# Objective
Return the material exactly as supplied, apart from the pictures, which are omitted.

--- START Supplied data ---

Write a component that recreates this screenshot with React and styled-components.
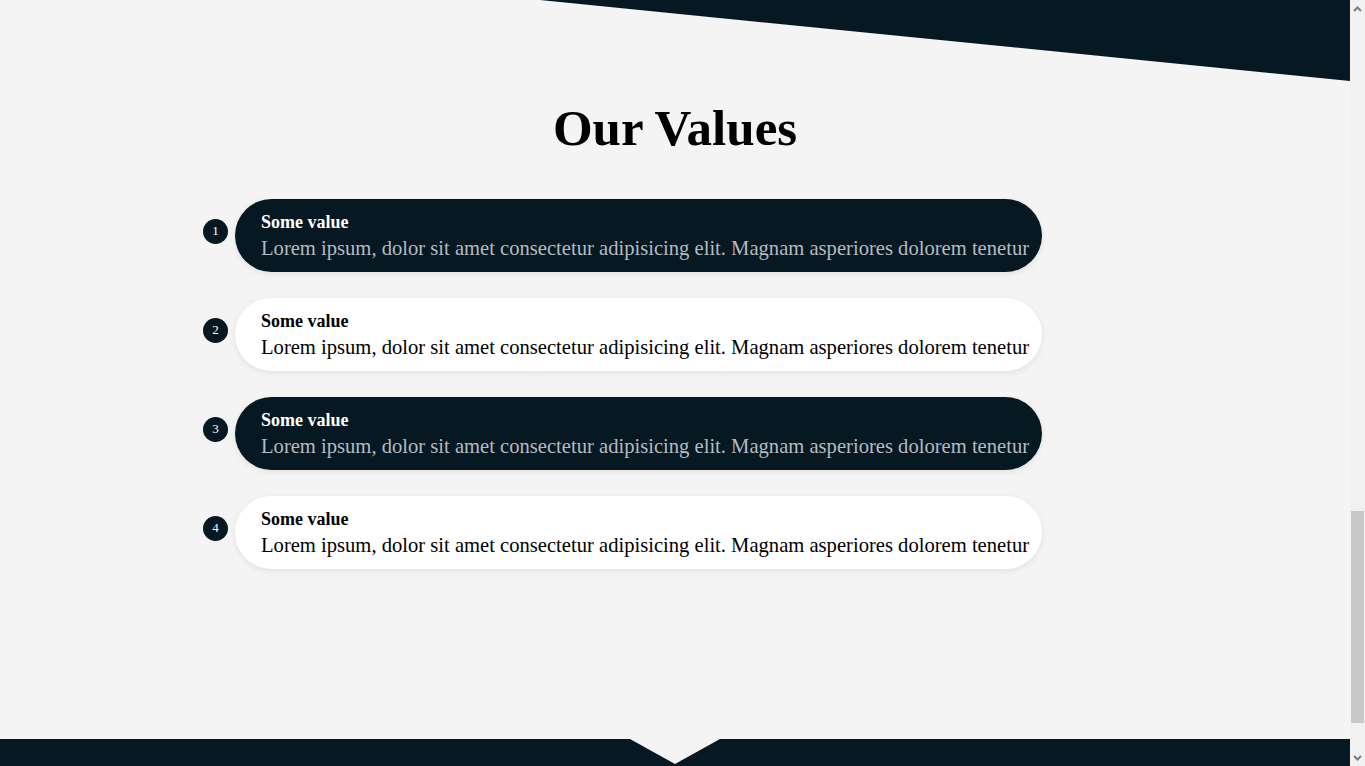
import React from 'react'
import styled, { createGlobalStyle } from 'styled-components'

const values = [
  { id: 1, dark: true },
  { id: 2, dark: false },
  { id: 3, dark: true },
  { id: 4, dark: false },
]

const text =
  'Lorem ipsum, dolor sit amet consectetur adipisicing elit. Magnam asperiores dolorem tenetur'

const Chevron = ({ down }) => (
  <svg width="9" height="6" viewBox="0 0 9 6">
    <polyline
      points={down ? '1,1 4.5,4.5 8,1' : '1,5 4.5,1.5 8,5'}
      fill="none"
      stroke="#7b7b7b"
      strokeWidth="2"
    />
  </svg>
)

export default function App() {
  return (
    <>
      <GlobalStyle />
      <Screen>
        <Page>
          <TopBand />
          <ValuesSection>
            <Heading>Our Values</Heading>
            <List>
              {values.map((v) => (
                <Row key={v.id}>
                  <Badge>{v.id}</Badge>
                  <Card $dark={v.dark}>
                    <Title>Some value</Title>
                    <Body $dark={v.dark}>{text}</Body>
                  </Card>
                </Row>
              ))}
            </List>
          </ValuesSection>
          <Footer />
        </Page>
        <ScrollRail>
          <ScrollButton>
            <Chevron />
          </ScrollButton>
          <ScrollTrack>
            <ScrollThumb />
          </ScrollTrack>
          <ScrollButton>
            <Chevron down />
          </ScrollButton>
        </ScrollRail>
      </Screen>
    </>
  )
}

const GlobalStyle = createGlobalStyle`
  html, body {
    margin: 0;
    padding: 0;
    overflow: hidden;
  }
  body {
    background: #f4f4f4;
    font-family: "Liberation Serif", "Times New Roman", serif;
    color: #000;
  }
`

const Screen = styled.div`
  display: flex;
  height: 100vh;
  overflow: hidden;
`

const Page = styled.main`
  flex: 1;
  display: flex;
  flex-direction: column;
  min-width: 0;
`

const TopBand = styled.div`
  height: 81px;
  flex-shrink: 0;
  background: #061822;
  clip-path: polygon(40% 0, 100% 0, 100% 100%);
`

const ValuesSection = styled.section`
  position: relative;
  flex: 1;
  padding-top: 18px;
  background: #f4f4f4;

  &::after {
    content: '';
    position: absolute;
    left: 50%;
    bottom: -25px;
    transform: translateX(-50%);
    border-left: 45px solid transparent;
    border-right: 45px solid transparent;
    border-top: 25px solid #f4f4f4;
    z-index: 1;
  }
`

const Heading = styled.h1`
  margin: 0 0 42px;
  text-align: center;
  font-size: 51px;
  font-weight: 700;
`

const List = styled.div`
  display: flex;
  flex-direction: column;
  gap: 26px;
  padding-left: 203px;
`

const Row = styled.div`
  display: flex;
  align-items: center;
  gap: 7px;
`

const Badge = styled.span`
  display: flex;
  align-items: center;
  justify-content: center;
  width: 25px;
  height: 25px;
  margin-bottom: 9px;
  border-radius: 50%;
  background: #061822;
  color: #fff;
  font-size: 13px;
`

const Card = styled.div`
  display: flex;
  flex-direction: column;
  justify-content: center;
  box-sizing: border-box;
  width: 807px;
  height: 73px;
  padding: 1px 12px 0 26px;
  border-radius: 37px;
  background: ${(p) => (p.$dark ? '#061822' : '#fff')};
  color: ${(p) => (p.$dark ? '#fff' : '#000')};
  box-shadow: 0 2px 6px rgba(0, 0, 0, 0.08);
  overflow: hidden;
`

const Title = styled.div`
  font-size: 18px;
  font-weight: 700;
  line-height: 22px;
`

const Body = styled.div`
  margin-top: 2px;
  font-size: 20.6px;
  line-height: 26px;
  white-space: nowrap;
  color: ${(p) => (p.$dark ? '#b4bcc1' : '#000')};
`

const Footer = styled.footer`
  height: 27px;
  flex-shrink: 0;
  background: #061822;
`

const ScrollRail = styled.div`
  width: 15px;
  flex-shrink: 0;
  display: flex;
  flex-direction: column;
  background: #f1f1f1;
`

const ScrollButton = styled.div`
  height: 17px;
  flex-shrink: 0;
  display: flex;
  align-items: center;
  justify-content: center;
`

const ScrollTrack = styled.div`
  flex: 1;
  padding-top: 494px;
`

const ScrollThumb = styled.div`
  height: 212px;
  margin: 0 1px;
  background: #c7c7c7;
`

--- END Supplied data ---

# Completed task
Write a component that recreates this screenshot with React and styled-components.
import React from 'react'
import styled, { createGlobalStyle } from 'styled-components'

const values = [
  { id: 1, dark: true },
  { id: 2, dark: false },
  { id: 3, dark: true },
  { id: 4, dark: false },
]

const text =
  'Lorem ipsum, dolor sit amet consectetur adipisicing elit. Magnam asperiores dolorem tenetur'

const Chevron = ({ down }) => (
  <svg width="9" height="6" viewBox="0 0 9 6">
    <polyline
      points={down ? '1,1 4.5,4.5 8,1' : '1,5 4.5,1.5 8,5'}
      fill="none"
      stroke="#7b7b7b"
      strokeWidth="2"
    />
  </svg>
)

export default function App() {
  return (
    <>
      <GlobalStyle />
      <Screen>
        <Page>
          <TopBand />
          <ValuesSection>
            <Heading>Our Values</Heading>
            <List>
              {values.map((v) => (
                <Row key={v.id}>
                  <Badge>{v.id}</Badge>
                  <Card $dark={v.dark}>
                    <Title>Some value</Title>
                    <Body $dark={v.dark}>{text}</Body>
                  </Card>
                </Row>
              ))}
            </List>
          </ValuesSection>
          <Footer />
        </Page>
        <ScrollRail>
          <ScrollButton>
            <Chevron />
          </ScrollButton>
          <ScrollTrack>
            <ScrollThumb />
          </ScrollTrack>
          <ScrollButton>
            <Chevron down />
          </ScrollButton>
        </ScrollRail>
      </Screen>
    </>
  )
}

const GlobalStyle = createGlobalStyle`
  html, body {
    margin: 0;
    padding: 0;
    overflow: hidden;
  }
  body {
    background: #f4f4f4;
    font-family: "Liberation Serif", "Times New Roman", serif;
    color: #000;
  }
`

const Screen = styled.div`
  display: flex;
  height: 100vh;
  overflow: hidden;
`

const Page = styled.main`
  flex: 1;
  display: flex;
  flex-direction: column;
  min-width: 0;
`

const TopBand = styled.div`
  height: 81px;
  flex-shrink: 0;
  background: #061822;
  clip-path: polygon(40% 0, 100% 0, 100% 100%);
`

const ValuesSection = styled.section`
  position: relative;
  flex: 1;
  padding-top: 18px;
  background: #f4f4f4;

  &::after {
    content: '';
    position: absolute;
    left: 50%;
    bottom: -25px;
    transform: translateX(-50%);
    border-left: 45px solid transparent;
    border-right: 45px solid transparent;
    border-top: 25px solid #f4f4f4;
    z-index: 1;
  }
`

const Heading = styled.h1`
  margin: 0 0 42px;
  text-align: center;
  font-size: 51px;
  font-weight: 700;
`

const List = styled.div`
  display: flex;
  flex-direction: column;
  gap: 26px;
  padding-left: 203px;
`

const Row = styled.div`
  display: flex;
  align-items: center;
  gap: 7px;
`

const Badge = styled.span`
  display: flex;
  align-items: center;
  justify-content: center;
  width: 25px;
  height: 25px;
  margin-bottom: 9px;
  border-radius: 50%;
  background: #061822;
  color: #fff;
  font-size: 13px;
`

const Card = styled.div`
  display: flex;
  flex-direction: column;
  justify-content: center;
  box-sizing: border-box;
  width: 807px;
  height: 73px;
  padding: 1px 12px 0 26px;
  border-radius: 37px;
  background: ${(p) => (p.$dark ? '#061822' : '#fff')};
  color: ${(p) => (p.$dark ? '#fff' : '#000')};
  box-shadow: 0 2px 6px rgba(0, 0, 0, 0.08);
  overflow: hidden;
`

const Title = styled.div`
  font-size: 18px;
  font-weight: 700;
  line-height: 22px;
`

const Body = styled.div`
  margin-top: 2px;
  font-size: 20.6px;
  line-height: 26px;
  white-space: nowrap;
  color: ${(p) => (p.$dark ? '#b4bcc1' : '#000')};
`

const Footer = styled.footer`
  height: 27px;
  flex-shrink: 0;
  background: #061822;
`

const ScrollRail = styled.div`
  width: 15px;
  flex-shrink: 0;
  display: flex;
  flex-direction: column;
  background: #f1f1f1;
`

const ScrollButton = styled.div`
  height: 17px;
  flex-shrink: 0;
  display: flex;
  align-items: center;
  justify-content: center;
`

const ScrollTrack = styled.div`
  flex: 1;
  padding-top: 494px;
`

const ScrollThumb = styled.div`
  height: 212px;
  margin: 0 1px;
  background: #c7c7c7;
`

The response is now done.